The transformation needed to achieve climate neutrality and adapt to climate change means taking on vested interests, bureaucratic inertia and shifting individual behaviours. Learning from governance models has great value, allowing potential solutions to be replicated at scale and pace in different contexts. But copy and paste approaches won’t stand the test when faced with the realities of local actors, varied institutional and economic contexts, and competing interests. 

Political economy understanding has a vital role to play in ensuring context-specific approaches to governance in climate and energy initiatives. For instance, the political economy context in a country will shape the policies and governance arrangements needed to secure, formulate and deliver on Just Energy Transition Partnership (JETP) deals. Political economy perspectives on the whole JETP system, from domestic to international actors, will be vital for identifying the barriers, opportunities and leverage points associated with JETP deals. ensure that programming and governance aspects are designed in a way that reflects local realities and offers the best chance of effective implementation.  

Success requires localising conversations and placing people at the heart  

Local, people-centred dialogues are vital to help sustain and grow the social consent necessary for successful transitions. Increasingly transitions will shift from the sectoral to whole-of-economy, politics and society transitions. We have work to do to improve the quality of decision making, build public trust and ownership in the transition, and mitigate risk of backlash. 

Leaving no person or place behind is a core principle of the European Green Deal (EGD). However, facing multiple on-going crises, EU governance and decision making has become more technocratic and top-down. Survey results show low trust in national governments in the EU and that the public blames governments for contributing towards the energy and cost-of-living crises. An inclusive governance approach to the transition – centred around equity, justice and participation – can help build long-term public consent needed for successful EU climate action.

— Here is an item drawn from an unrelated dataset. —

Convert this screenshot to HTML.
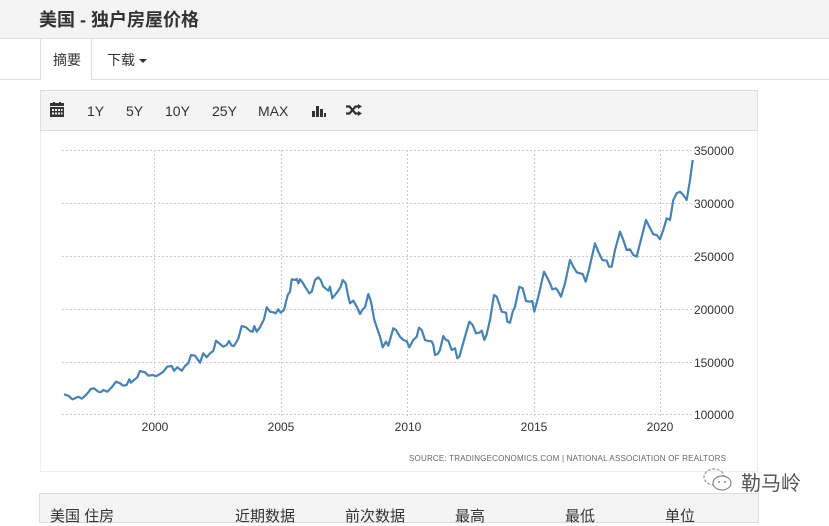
<!DOCTYPE html>
<html><head><meta charset="utf-8"><style>
*{margin:0;padding:0;box-sizing:border-box}
body{width:829px;height:515px;overflow:hidden;background:#fff;font-family:"Liberation Sans","Noto Sans CJK SC",sans-serif;color:#333;position:relative}
.abs{position:absolute}
</style></head><body>
<div class="abs" style="left:0;top:0;width:829px;height:39px;background:#f4f4f4;border-bottom:1px solid #ddd"></div>
<div class="abs" style="left:39px;top:6px;font-size:18px;font-weight:bold;color:#333">美国 - 独户房屋价格</div>
<div class="abs" style="left:0;top:79px;width:829px;height:1px;background:#ddd"></div>
<div class="abs" style="left:40px;top:39px;width:52px;height:41px;background:#fff;border-left:1px solid #ddd;border-right:1px solid #ddd"></div>
<div class="abs" style="left:53px;top:50px;font-size:14px">摘要</div>
<div class="abs" style="left:107px;top:50px;font-size:14px">下载 <span style="display:inline-block;width:0;height:0;border-left:4px solid transparent;border-right:4px solid transparent;border-top:4px solid #333;vertical-align:middle"></span></div>

<div class="abs" style="left:40px;top:90px;width:718px;height:41px;background:#f4f4f4;border:1px solid #ddd"></div>
<svg class="abs" style="left:50px;top:102px" width="14" height="15" viewBox="0 0 14 15"><rect x="0" y="1" width="14" height="3" fill="#333"/><rect x="0" y="5" width="14" height="10" fill="#333"/><g fill="#f4f4f4"><rect x="2" y="7" width="2" height="2"/><rect x="5" y="7" width="2" height="2"/><rect x="8" y="7" width="2" height="2"/><rect x="11" y="7" width="1.5" height="2"/><rect x="2" y="10.5" width="2" height="2"/><rect x="5" y="10.5" width="2" height="2"/><rect x="8" y="10.5" width="2" height="2"/><rect x="11" y="10.5" width="1.5" height="2"/></g><rect x="3" y="0" width="2" height="2" fill="#333"/><rect x="9" y="0" width="2" height="2" fill="#333"/></svg>
<div class="abs" style="left:87px;top:103px;font-size:14px;color:#333">1Y</div>
<div class="abs" style="left:126px;top:103px;font-size:14px">5Y</div>
<div class="abs" style="left:165px;top:103px;font-size:14px">10Y</div>
<div class="abs" style="left:212px;top:103px;font-size:14px">25Y</div>
<div class="abs" style="left:258px;top:103px;font-size:14px">MAX</div>
<svg class="abs" style="left:312px;top:103px" width="14" height="14"><rect x="0" y="8" width="3" height="6" fill="#333"/><rect x="4" y="3" width="3" height="11" fill="#333"/><rect x="8" y="6" width="3" height="8" fill="#333"/><rect x="12" y="10" width="2" height="4" fill="#333"/></svg>
<svg class="abs" style="left:346px;top:104px" width="16" height="12" viewBox="0 0 16 12"><path d="M0 2.5h3.5l6 7h3" stroke="#333" stroke-width="2.2" fill="none"/><path d="M0 9.5h3.5l6-7h3" stroke="#333" stroke-width="2.2" fill="none"/><path d="M12 0l4 2.5-4 2.5zM12 7l4 2.5-4 2.5z" fill="#333"/></svg>

<div class="abs" style="left:40px;top:131px;width:718px;height:341px;border:1px solid #eee;border-top:none"></div>
<svg class="abs" style="left:0;top:0" width="829" height="515">
<g stroke="#ccc" stroke-dasharray="2,2" stroke-width="1">
<line x1="62" y1="150.5" x2="695" y2="150.5"/><line x1="62" y1="203.5" x2="695" y2="203.5"/><line x1="62" y1="256.5" x2="695" y2="256.5"/><line x1="62" y1="309.5" x2="695" y2="309.5"/><line x1="62" y1="362.5" x2="695" y2="362.5"/><line x1="62" y1="414.5" x2="695" y2="414.5"/>
<line x1="154.5" y1="150" x2="154.5" y2="418"/><line x1="281.5" y1="150" x2="281.5" y2="418"/><line x1="407.5" y1="150" x2="407.5" y2="418"/><line x1="534.5" y1="150" x2="534.5" y2="418"/><line x1="660.5" y1="150" x2="660.5" y2="418"/>
</g>
<g font-size="12" fill="#333" text-anchor="end" font-family="Liberation Sans">
<text x="734" y="155">350000</text><text x="734" y="208">300000</text><text x="734" y="261">250000</text><text x="734" y="314">200000</text><text x="734" y="367">150000</text><text x="734" y="419">100000</text>
</g>
<g font-size="12" fill="#333" text-anchor="middle" font-family="Liberation Sans">
<text x="155" y="431">2000</text><text x="281" y="431">2005</text><text x="408" y="431">2010</text><text x="534" y="431">2015</text><text x="660" y="431">2020</text>
</g>
<text x="726" y="461" font-size="8" fill="#666" text-anchor="end" textLength="317" lengthAdjust="spacing" font-family="Liberation Sans">SOURCE: TRADINGECONOMICS.COM | NATIONAL ASSOCIATION OF REALTORS</text>
<path id="ln" fill="none" stroke="#4682b4" stroke-width="2.2" stroke-linejoin="round"/>
</svg>
<script>
var a=[102,403,115,407,127,418,135,415,145,410,155,416,165,408,175,397,182,387,192,385,205,395,212,397,220,390,232,395,245,382,258,365,270,370,280,377,290,375,298,358,303,368,312,360,322,352,330,333,345,337,355,347,368,345,378,349,390,342,400,335,412,320,425,318,432,332,442,322,455,332,465,318,475,310,483,285,495,287,510,308,520,280,530,292,540,280,550,273,558,242,570,252,580,260,590,255,597,243,605,257,612,258,625,236,635,198,648,202,660,213,668,215,673,198,680,215,690,202,702,178,710,142,720,155,730,157,737,160,745,148,752,158,762,150,773,105,780,95,785,58,795,60,800,57,805,70,810,58,818,68,825,80,838,100,845,95,855,60,865,52,872,60,880,80,895,92,900,80,907,115,915,105,925,92,932,80,938,60,947,70,955,110,960,130,970,122,980,140,990,162,998,148,1005,142,1015,102,1023,125,1033,180,1043,210,1050,230,1058,262,1068,245,1075,257,1090,205,1098,210,1110,230];
var b=[0,585,10,600,20,603,28,622,40,600,50,590,57,563,65,570,75,600,85,603,95,604,100,615,105,645,113,642,120,630,130,588,138,600,145,602,155,630,165,625,172,655,178,650,185,625,195,590,208,545,218,555,228,580,238,578,245,572,253,600,260,583,270,540,282,465,290,470,297,490,305,515,318,518,322,545,330,548,338,515,345,500,358,440,368,445,378,483,390,485,397,483,403,515,415,470,432,395,440,410,450,430,457,448,468,445,475,455,483,470,495,430,510,360,520,380,530,397,540,400,548,402,557,425,568,385,585,310,595,335,607,360,620,362,627,380,635,380,645,330,660,275,670,300,680,330,690,328,700,345,710,350,720,310,738,240,748,260,760,283,770,285,780,298,790,270,800,235,810,240,820,180,830,160,840,155,850,165,860,180,870,120,878,60];
var d="";for(var i=0;i<a.length;i+=2){d+=(i?"L":"M")+(30+a[i]/3).toFixed(1)+" "+(260+a[i+1]/3).toFixed(1);}
for(var i=2;i<b.length;i+=2){d+="L"+(400+b[i]/3).toFixed(1)+" "+(140+b[i+1]/3).toFixed(1);}
document.getElementById("ln").setAttribute("d",d);
</script>

<svg class="abs" style="left:703px;top:468px" width="30" height="24" viewBox="0 0 30 24"><ellipse cx="11" cy="9" rx="10" ry="8" fill="none" stroke="#999" stroke-width="1.2" stroke-dasharray="3,1.5"/><ellipse cx="19" cy="15" rx="9" ry="7" fill="#fff" stroke="#888" stroke-width="1.2"/><circle cx="16" cy="14" r="1" fill="#888"/><circle cx="22" cy="14" r="1" fill="#888"/></svg>
<div class="abs" style="left:741px;top:467px;font-size:20px;color:#555">勒马岭</div>

<div class="abs" style="left:39px;top:493px;width:720px;height:30px;background:#f4f4f4;border:1px solid #ddd"></div>
<div class="abs" style="top:505px;left:50px;font-size:15px">美国 住房</div>
<div class="abs" style="top:505px;left:235px;font-size:15px">近期数据</div>
<div class="abs" style="top:505px;left:345px;font-size:15px">前次数据</div>
<div class="abs" style="top:505px;left:455px;font-size:15px">最高</div>
<div class="abs" style="top:505px;left:565px;font-size:15px">最低</div>
<div class="abs" style="top:505px;left:665px;font-size:15px">单位</div>
</body></html>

This could involve introducing mandatory social and just transition conditionalities to codesign, implement and monitor the EGD. 

Connecting and empowering stakeholders at all levels must be a priority  

Civil society can only offer their knowledge, expertise and advocacy to climate action if they have the freedom to do so safely, yet, only 3.2% of the world’s population lives in countries with open civic space. Funders need to invest in defending activism and enabling the inclusion of civic actors in decision-making about the transition. This also holds true for the EU where civil society has limited opportunities to shape policymaking. Funders can help connect local stakeholders to international decision-makers and everyone in between and ensure that their voices are recognised as legitimate.  

Building such ecosystems takes time, and meeting the climate challenge will take scale. Philanthropy in the governance and climate communities is well-placed to step up and support civil society.